Even just those swift power writes can have me feeling like I've taken care of myself for the day.
So, I guess, the "why do I write?" is because I have to. I have to because it's critical to my own sanity, balance, health, and well-being. Because I feel more whole and rejuvenated when I do. Yes, I suppose then my reason for writing is selfish, self-absorbed. Ultimately, I write for myself. If there was no one else to write for, I would still write for myself because I must.
It's the "Who" and "How' of being a writer where other people come in. Who do I write to and how do I write. These are more important questions and also have more important answers.
When I ask myself "who" do I write for, this is a matter of audience. Yes, I must write for myself, but what I choose to spend my time writing about has to do with the reader and the meaning I think it may have for them.
If I spend time working on my novel, "This Book is Ours" - which admittedly is more romance than anything else - I'm writing for a reader who will be drawn to this particular story. If working on my memoir, "Dear Universe", likely my audience is other women with similar trials and tribulations in love and finding one's self against the landscape of stereotypical, old, heteronormative scripts about romance, relationships, and identity.
(Yes, I do see the contradiction and irony of the two works-in-progress … isn't that fascinating? This perhaps for another time.)
While both projects are ones I'm compelled to write because of some deep place inside me that connects with each, I also believe that they will connect with others. When the writing and revising are done, and they're ready to leave home and establish their own lives on the bookshelves of my readers, they will no longer be about me and why I wrote them in the first place. They are now about what the reader takes from them.
The reader now faces their own question of why. "Why did I want to read this book?"
My hope is that they wanted to read the book not because it had a beautiful cover design and a catchy title - though understandably both are required selling points - but because when they opened up the book and read the first few lines, they were compelled. When they flipped to the middle of the book to see if the writing held, they found a passage that was equally as invigorating or interesting or mysterious. In short, they were captured. I held their attention. Stole a sliver of time where they were lost in what I had to say for whatever reason it may have been.
And it's that, the compelling nature of my writing, the captivation, the lure or hook, that is the "how so." So you want to write for [this reader], "But how so?"
How do you want to interact with them? Engage them? Draw them in? This is the question about the kind of writer I want to be. What type? To me, this is not so much about the genre, or even subject matter, as it is about voice, message, reach. The 'how so' may be more important than the why.
How you write, how you connect with the reader is more important than why you sat down to write to begin with. If you don't impact the reader, what does anything else matter?

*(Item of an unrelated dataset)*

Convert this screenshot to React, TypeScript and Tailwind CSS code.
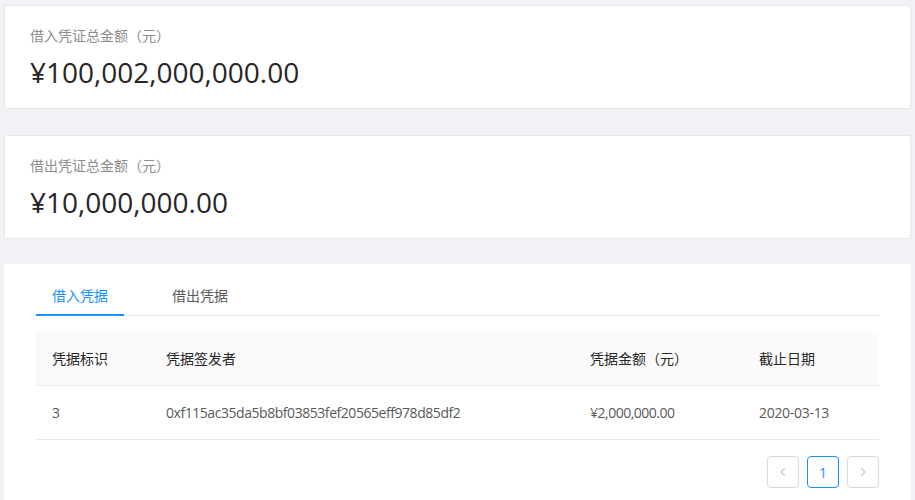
import React from "react";

const FONT = { fontFamily: '"Open Sans", "Noto Sans CJK SC", sans-serif' };

function StatCard({ label, value, className }: { label: string; value: string; className?: string }) {
  return (
    <div className={"h-[104px] bg-white border border-[#e8e8e8] rounded-[2px] pl-[25px] pt-[19px] " + (className ?? "")}>
      <div className="text-[14px] leading-[22px] text-[#8c8c8c]">{label}</div>
      <div className="mt-[7px] text-[28px] leading-[36px] text-[#262626]">{value}</div>
    </div>
  );
}

function Chevron({ dir }: { dir: "left" | "right" }) {
  return (
    <svg width="12" height="12" viewBox="0 0 12 12" fill="none">
      {dir === "left" ? (
        <path d="M7.5 2.5L4 6l3.5 3.5" stroke="#c4c4c4" strokeWidth="1.1" strokeLinecap="round" strokeLinejoin="round" />
      ) : (
        <path d="M4.5 2.5L8 6l-3.5 3.5" stroke="#c4c4c4" strokeWidth="1.1" strokeLinecap="round" strokeLinejoin="round" />
      )}
    </svg>
  );
}

export default function App() {
  return (
    <div style={FONT} className="min-h-[500px] bg-[#f0f2f5] px-[4px] pt-[5px] overflow-hidden">
      <StatCard label="借入凭证总金额（元）" value="¥100,002,000,000.00" />
      <StatCard label="借出凭证总金额（元）" value="¥10,000,000.00" className="mt-[26px]" />

      <div className="mt-[25px] bg-white rounded-[2px] px-[32px] pt-[12px] pb-[40px]">
        {/* Tabs */}
        <div className="flex border-b border-[#e8e8e8]">
          <div className="relative px-4 pt-[9px] pb-[8px] text-[14px] leading-[22px] text-[#1890ff]">
            借入凭据
            <div className="absolute left-0 right-0 bottom-[-1px] h-[2px] bg-[#1890ff]" />
          </div>
          <div className="ml-[32px] px-4 pt-[9px] pb-[8px] text-[14px] leading-[22px] text-[#595959]">
            借出凭据
          </div>
        </div>

        {/* Table */}
        <div className="mt-[16px] text-[14px]">
          <div className="grid grid-cols-[114px_424px_169px_136px] bg-[#fafafa] rounded-t-[4px] border-b border-[#e8e8e8] text-[#262626]">
            <div className="px-4 py-4 leading-[21px]">凭据标识</div>
            <div className="px-4 py-4 leading-[21px]">凭据签发者</div>
            <div className="px-4 py-4 leading-[21px]">凭据金额（元）</div>
            <div className="px-4 py-4 leading-[21px]">截止日期</div>
          </div>
          <div className="grid grid-cols-[114px_424px_169px_136px] border-b border-[#e8e8e8] text-[#595959]">
            <div className="px-4 py-4 leading-[21px]">3</div>
            <div className="px-4 py-4 leading-[21px] tracking-[-0.45px]">0xf115ac35da5b8bf03853fef20565eff978d85df2</div>
            <div className="px-4 py-4 leading-[21px] tracking-[-0.5px]">¥2,000,000.00</div>
            <div className="px-4 py-4 leading-[21px] tracking-[-0.3px]">2020-03-13</div>
          </div>
        </div>

        {/* Pagination */}
        <div className="mt-[16px] flex justify-end gap-[8px]">
          <div className="w-[32px] h-[32px] rounded-[4px] border border-[#d9d9d9] flex items-center justify-center">
            <Chevron dir="left" />
          </div>
          <div className="w-[32px] h-[32px] rounded-[4px] border border-[#1890ff] flex items-center justify-center text-[14px] text-[#1890ff]">
            1
          </div>
          <div className="w-[32px] h-[32px] rounded-[4px] border border-[#d9d9d9] flex items-center justify-center">
            <Chevron dir="right" />
          </div>
        </div>
      </div>
    </div>
  );
}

I'm still figuring this part out, of course. Still trying to determine my voice, my overarching message. Likely, I always will. I don't expect that how I write will always be the same. It shouldn't. If it does, I've stopped. Become stagnant. My tone, humor, perspective, will veer or grow as I do and when the subject requires that it does. The fact that the style and voice of my writing will not always be constant, this much I know.
I also know how I want people to feel as a result of what I write. To feel heard while having said nothing.
Just by picking up what I've written and seeing themselves in it, realizing that someone 'gets them.' Regardless of genre, I want people to feel connected to the work. And I want to be a writer that is still- above all else - a human and person.
No matter small famous or big famous, I want people to feel when they reach out to me, that a real person writes back. A person with warmth and genuine interest in what they have to say and share. With an appreciation that they wrote at all.
I have had at least ten instances in this past year when people individually reached out to me to let me know that what they read impacted them. Then after I responded, they would say they hadn't anticipated a response but were deeply appreciative I took the time to offer one. As though already I'm too "big" or "important" or "busy" to take the time to acknowledge their existence and appreciation of something I've written and put out to the world.
Each of these instances, I have felt the overwhelming sense of having arrived. Having found myself exactly in the place I've been journeying toward.
I wrote something, and for these ten people what I wrote (each of them responding to a different piece) hit home. In some instances it helped them or comforted them, in others it made them feel they weren't the only ones. In one instance, the person wrote to me with appreciation and thanks for the dedication and care I had paid to a particular topic that was deeply meaningful to their mother.
Each time I received these messages, I was stunned. Feeling disbelief that it could be me who had generated those feelings while at the same time recognizing immediately that this was exactly the type of writer I wanted to be.
With every one of these interactions, I realized that why I write matters little, but who and how I impact my readers matters much. More than anything else.
It just so happens that writing serves me, too, since I can't go without writing. We each get something - me and the reader. What a beautiful winning strategy.